--- The request ---
All lines below must be repeated exactly, with the pictures omitted.

--- Data excerpt ---
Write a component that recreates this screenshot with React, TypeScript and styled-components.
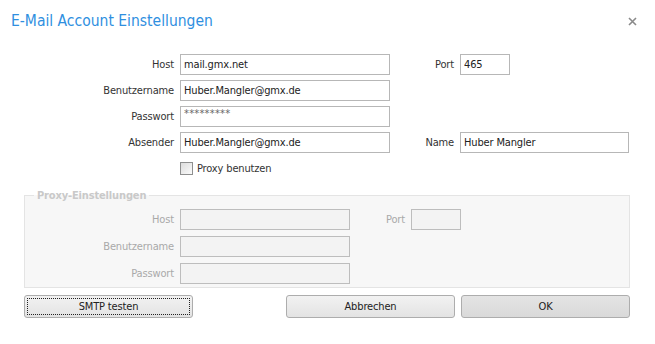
import React from "react";
import styled, { createGlobalStyle } from "styled-components";

const Global = createGlobalStyle`
  html, body { margin: 0; padding: 0; background: #ffffff; }
  body { font-family: "DejaVu Sans Condensed", "DejaVu Sans", sans-serif; font-size: 11px; letter-spacing: -0.15px; color: #333; }
  * { box-sizing: border-box; }
`;

const Dialog = styled.div`
  width: 655px;
  height: 344px;
  display: flex;
  flex-direction: column;
  background: #fff;
`;

const Header = styled.div`
  display: flex;
  align-items: center;
  justify-content: space-between;
  height: 20px;
  margin-top: 11px;
  padding: 0 18px 0 11px;
`;

const Title = styled.h1`
  margin: 0;
  font-size: 15.5px;
  line-height: 20px;
  font-weight: normal;
  letter-spacing: 0;
  color: #2f8fdf;
`;

const Close = styled.button`
  border: 0;
  background: transparent;
  padding: 0;
  width: 9px;
  height: 9px;
  display: flex;
  cursor: pointer;
`;

const Form = styled.div`
  display: grid;
  grid-template-columns: 174px 210px 58px 169px;
  grid-auto-rows: 21px;
  column-gap: 6px;
  row-gap: 5px;
  margin-top: 23px;
`;

const Label = styled.label<{ $disabled?: boolean }>`
  display: flex;
  align-items: center;
  justify-content: flex-end;
  color: ${(p) => (p.$disabled ? "#a9a9a9" : "#333")};
  white-space: nowrap;
`;

const Field = styled.input<{ $w?: number }>`
  width: ${(p) => (p.$w ? `${p.$w}px` : "100%")};
  height: 21px;
  margin: 0;
  border: 1px solid #b7b7b7;
  border-radius: 0;
  padding: 0 3px;
  font: inherit;
  letter-spacing: inherit;
  color: #222;
  background: #fff;
  outline: none;
  &:disabled {
    background: #f3f3f3;
    border-color: #bdbdbd;
  }
`;

const Secret = styled(Field)`
  font-size: 11px;
  letter-spacing: 0.2px;
  color: #666;
  padding-bottom: 6px;
`;

const CheckRow = styled.label`
  grid-column: 2;
  display: flex;
  align-items: center;
  gap: 4px;
  color: #333;
`;

const Box = styled.span`
  width: 13px;
  height: 13px;
  border: 1px solid #8e8f8f;
  background: linear-gradient(135deg, #dcdcdc 0%, #fbfbfb 100%);
`;

const Group = styled.fieldset`
  margin: 10px 25px 0 24px;
  padding: 7px 0 3px 0;
  border: 1px solid #e4e4e4;
  background: #f7f7f7;
  min-width: 0;
`;

const Legend = styled.legend`
  margin-left: 9px;
  padding: 0 3px;
  font-weight: bold;
  line-height: 13px;
  color: #c9c9c9;
`;

const GroupGrid = styled.div`
  display: grid;
  grid-template-columns: 149px 170px 49px 50px;
  grid-auto-rows: 21px;
  column-gap: 6px;
  row-gap: 6px;
`;

const Buttons = styled.div`
  display: flex;
  justify-content: space-between;
  margin-top: 7px;
  padding: 0 25px 0 24px;
`;

const Right = styled.div`
  display: flex;
  gap: 6px;
`;

const Btn = styled.button<{ $primary?: boolean; $focus?: boolean }>`
  width: 169px;
  height: 23px;
  margin: 0;
  padding: 0;
  font: inherit;
  letter-spacing: inherit;
  color: #222;
  border: 1px solid #adadad;
  border-radius: 3px;
  background: ${(p) =>
    p.$primary
      ? "linear-gradient(#e4e4e4, #d9d9d9)"
      : "linear-gradient(#f2f2f2, #e3e3e3)"};
  outline: ${(p) => (p.$focus ? "1px dotted #222" : "none")};
  outline-offset: -4px;
  cursor: pointer;
`;

export default function App() {
  return (
    <Dialog>
      <Global />
      <Header>
        <Title>E-Mail Account Einstellungen</Title>
        <Close aria-label="Schließen">
          <svg width="9" height="9" viewBox="0 0 9 9">
            <path d="M1 1L8 8M8 1L1 8" stroke="#8a8a8a" strokeWidth="1.6" />
          </svg>
        </Close>
      </Header>
      <Form>
        <Label>Host</Label>
        <Field defaultValue="mail.gmx.net" />
        <Label>Port</Label>
        <Field $w={50} defaultValue="465" />

        <Label>Benutzername</Label>
        <Field defaultValue="Huber.Mangler@gmx.de" />
        <span />
        <span />

        <Label>Passwort</Label>
        <Secret defaultValue="*********" />
        <span />
        <span />

        <Label>Absender</Label>
        <Field defaultValue="Huber.Mangler@gmx.de" />
        <Label>Name</Label>
        <Field defaultValue="Huber Mangler" />

        <CheckRow>
          <Box />
          Proxy benutzen
        </CheckRow>
      </Form>
      <Group disabled>
        <Legend>Proxy-Einstellungen</Legend>
        <GroupGrid>
          <Label $disabled>Host</Label>
          <Field disabled />
          <Label $disabled>Port</Label>
          <Field disabled />

          <Label $disabled>Benutzername</Label>
          <Field disabled />
          <span />
          <span />

          <Label $disabled>Passwort</Label>
          <Field disabled />
        </GroupGrid>
      </Group>
      <Buttons>
        <Btn $focus>SMTP testen</Btn>
        <Right>
          <Btn>Abbrechen</Btn>
          <Btn $primary>OK</Btn>
        </Right>
      </Buttons>
    </Dialog>
  );
}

--- Output of the task ---
Write a component that recreates this screenshot with React, TypeScript and styled-components.
import React from "react";
import styled, { createGlobalStyle } from "styled-components";

const Global = createGlobalStyle`
  html, body { margin: 0; padding: 0; background: #ffffff; }
  body { font-family: "DejaVu Sans Condensed", "DejaVu Sans", sans-serif; font-size: 11px; letter-spacing: -0.15px; color: #333; }
  * { box-sizing: border-box; }
`;

const Dialog = styled.div`
  width: 655px;
  height: 344px;
  display: flex;
  flex-direction: column;
  background: #fff;
`;

const Header = styled.div`
  display: flex;
  align-items: center;
  justify-content: space-between;
  height: 20px;
  margin-top: 11px;
  padding: 0 18px 0 11px;
`;

const Title = styled.h1`
  margin: 0;
  font-size: 15.5px;
  line-height: 20px;
  font-weight: normal;
  letter-spacing: 0;
  color: #2f8fdf;
`;

const Close = styled.button`
  border: 0;
  background: transparent;
  padding: 0;
  width: 9px;
  height: 9px;
  display: flex;
  cursor: pointer;
`;

const Form = styled.div`
  display: grid;
  grid-template-columns: 174px 210px 58px 169px;
  grid-auto-rows: 21px;
  column-gap: 6px;
  row-gap: 5px;
  margin-top: 23px;
`;

const Label = styled.label<{ $disabled?: boolean }>`
  display: flex;
  align-items: center;
  justify-content: flex-end;
  color: ${(p) => (p.$disabled ? "#a9a9a9" : "#333")};
  white-space: nowrap;
`;

const Field = styled.input<{ $w?: number }>`
  width: ${(p) => (p.$w ? `${p.$w}px` : "100%")};
  height: 21px;
  margin: 0;
  border: 1px solid #b7b7b7;
  border-radius: 0;
  padding: 0 3px;
  font: inherit;
  letter-spacing: inherit;
  color: #222;
  background: #fff;
  outline: none;
  &:disabled {
    background: #f3f3f3;
    border-color: #bdbdbd;
  }
`;

const Secret = styled(Field)`
  font-size: 11px;
  letter-spacing: 0.2px;
  color: #666;
  padding-bottom: 6px;
`;

const CheckRow = styled.label`
  grid-column: 2;
  display: flex;
  align-items: center;
  gap: 4px;
  color: #333;
`;

const Box = styled.span`
  width: 13px;
  height: 13px;
  border: 1px solid #8e8f8f;
  background: linear-gradient(135deg, #dcdcdc 0%, #fbfbfb 100%);
`;

const Group = styled.fieldset`
  margin: 10px 25px 0 24px;
  padding: 7px 0 3px 0;
  border: 1px solid #e4e4e4;
  background: #f7f7f7;
  min-width: 0;
`;

const Legend = styled.legend`
  margin-left: 9px;
  padding: 0 3px;
  font-weight: bold;
  line-height: 13px;
  color: #c9c9c9;
`;

const GroupGrid = styled.div`
  display: grid;
  grid-template-columns: 149px 170px 49px 50px;
  grid-auto-rows: 21px;
  column-gap: 6px;
  row-gap: 6px;
`;

const Buttons = styled.div`
  display: flex;
  justify-content: space-between;
  margin-top: 7px;
  padding: 0 25px 0 24px;
`;

const Right = styled.div`
  display: flex;
  gap: 6px;
`;

const Btn = styled.button<{ $primary?: boolean; $focus?: boolean }>`
  width: 169px;
  height: 23px;
  margin: 0;
  padding: 0;
  font: inherit;
  letter-spacing: inherit;
  color: #222;
  border: 1px solid #adadad;
  border-radius: 3px;
  background: ${(p) =>
    p.$primary
      ? "linear-gradient(#e4e4e4, #d9d9d9)"
      : "linear-gradient(#f2f2f2, #e3e3e3)"};
  outline: ${(p) => (p.$focus ? "1px dotted #222" : "none")};
  outline-offset: -4px;
  cursor: pointer;
`;

export default function App() {
  return (
    <Dialog>
      <Global />
      <Header>
        <Title>E-Mail Account Einstellungen</Title>
        <Close aria-label="Schließen">
          <svg width="9" height="9" viewBox="0 0 9 9">
            <path d="M1 1L8 8M8 1L1 8" stroke="#8a8a8a" strokeWidth="1.6" />
          </svg>
        </Close>
      </Header>
      <Form>
        <Label>Host</Label>
        <Field defaultValue="mail.gmx.net" />
        <Label>Port</Label>
        <Field $w={50} defaultValue="465" />

        <Label>Benutzername</Label>
        <Field defaultValue="Huber.Mangler@gmx.de" />
        <span />
        <span />

        <Label>Passwort</Label>
        <Secret defaultValue="*********" />
        <span />
        <span />

        <Label>Absender</Label>
        <Field defaultValue="Huber.Mangler@gmx.de" />
        <Label>Name</Label>
        <Field defaultValue="Huber Mangler" />

        <CheckRow>
          <Box />
          Proxy benutzen
        </CheckRow>
      </Form>
      <Group disabled>
        <Legend>Proxy-Einstellungen</Legend>
        <GroupGrid>
          <Label $disabled>Host</Label>
          <Field disabled />
          <Label $disabled>Port</Label>
          <Field disabled />

          <Label $disabled>Benutzername</Label>
          <Field disabled />
          <span />
          <span />

          <Label $disabled>Passwort</Label>
          <Field disabled />
        </GroupGrid>
      </Group>
      <Buttons>
        <Btn $focus>SMTP testen</Btn>
        <Right>
          <Btn>Abbrechen</Btn>
          <Btn $primary>OK</Btn>
        </Right>
      </Buttons>
    </Dialog>
  );
}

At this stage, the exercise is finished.